The Extensions app saw some improvements too. The Logout button now works correctly.

When the host system changes timezones, GNOME Shell now properly updates the timezone offsets of the “World Clocks” section of the messages popover.

Finally, the Wacom buttom mapping on-screen display received various quality-of-life improvements.

Mutter

Layout Machinery Optimizations

A few exciting optimizations and improvements to Clutter’s layout machinery landed, and they bring groundwork for future improvements as well.

The removal of allocation flags allowed skipping the allocation phase of actors whose absolute position (that is, the on-screen position after performing the linear transformation of the actor vertices) didn’t change.

While routinely profiling Mutter, it was noticed that an abnormally high number of safety type checks were happening in a rendering hot path, during the redraw cycle. Those checks were removed.

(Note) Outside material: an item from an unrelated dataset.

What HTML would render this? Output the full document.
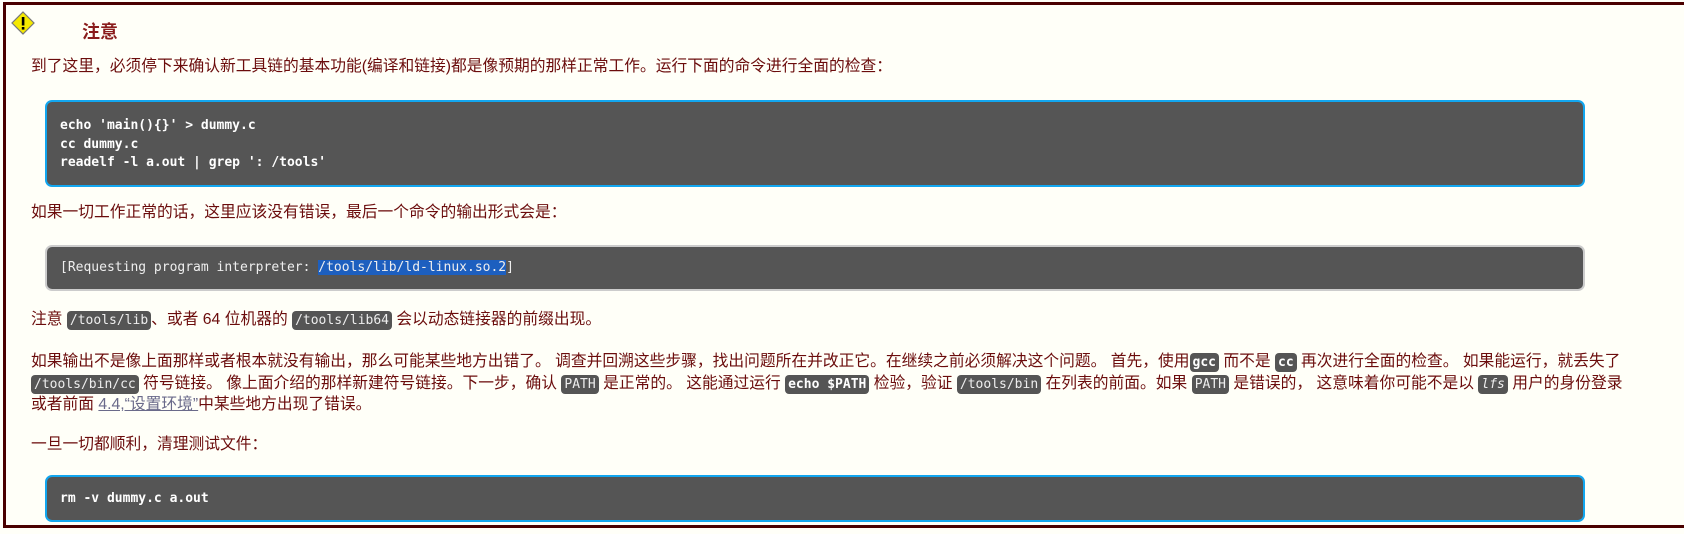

Combined, these changes are of notable significance due to how expensive it is to recalculate the layout of actors. Some of them are also required for per-CRTC frame clocks.

Rendering Pipeline Improvements

Cogl now supports setting a maximum mipmap level, in addition to the minimum one, and background set a maximum mipmap level. This avoids creating mipmaps  that won’t be used.

Last year, MetaShapedTexture was made into a ClutterContent implementation. This change was important for a multitude of reasons, and will play a special role in the future with upcoming cleanups. However, it also introduced an unforeseen regression: Clutter paints ClutterContents before running the main painting routines, and this broke the existing culling mechanism of Mutter. After some investigation, culling was fixed again.

At last, MetaShapedTexture now uses a lighter, more appropriate function to combine opaque areas of windows.

Other Changes

Mutter saw a very, very, very, very large number of code cleanups. In fact, these cleanups combined got rid of almost the entirety of deprecated code!

Mutter also received a series of improvements to its test suit. These improvements range from fixing broken tests, make CI more reliable, add more tests, reorganize the entire test suit, among other changes.

Damage tracking, especially when combined with shadow framebuffers, is now working reliably and correctly. Importing DMA buffers is more careful about failures when importing scanout buffers. Finally, a couple of small memory leaks were plugged.

A bit later than usual, but nonetheless here the changes that happened during April on GNOME Shell and Mutter.

GNOME Shell

The command-line extensions tool received a round of improvements, and now reports extension errors better. Switching the scale of a monitor now should update all interface elements properly on GNOME Shell. Another quality of life improvement that landed was the inclusion of ASCII alternatives in the search index, which for example allows “eteindre” match “éteindre” (French for “power off”).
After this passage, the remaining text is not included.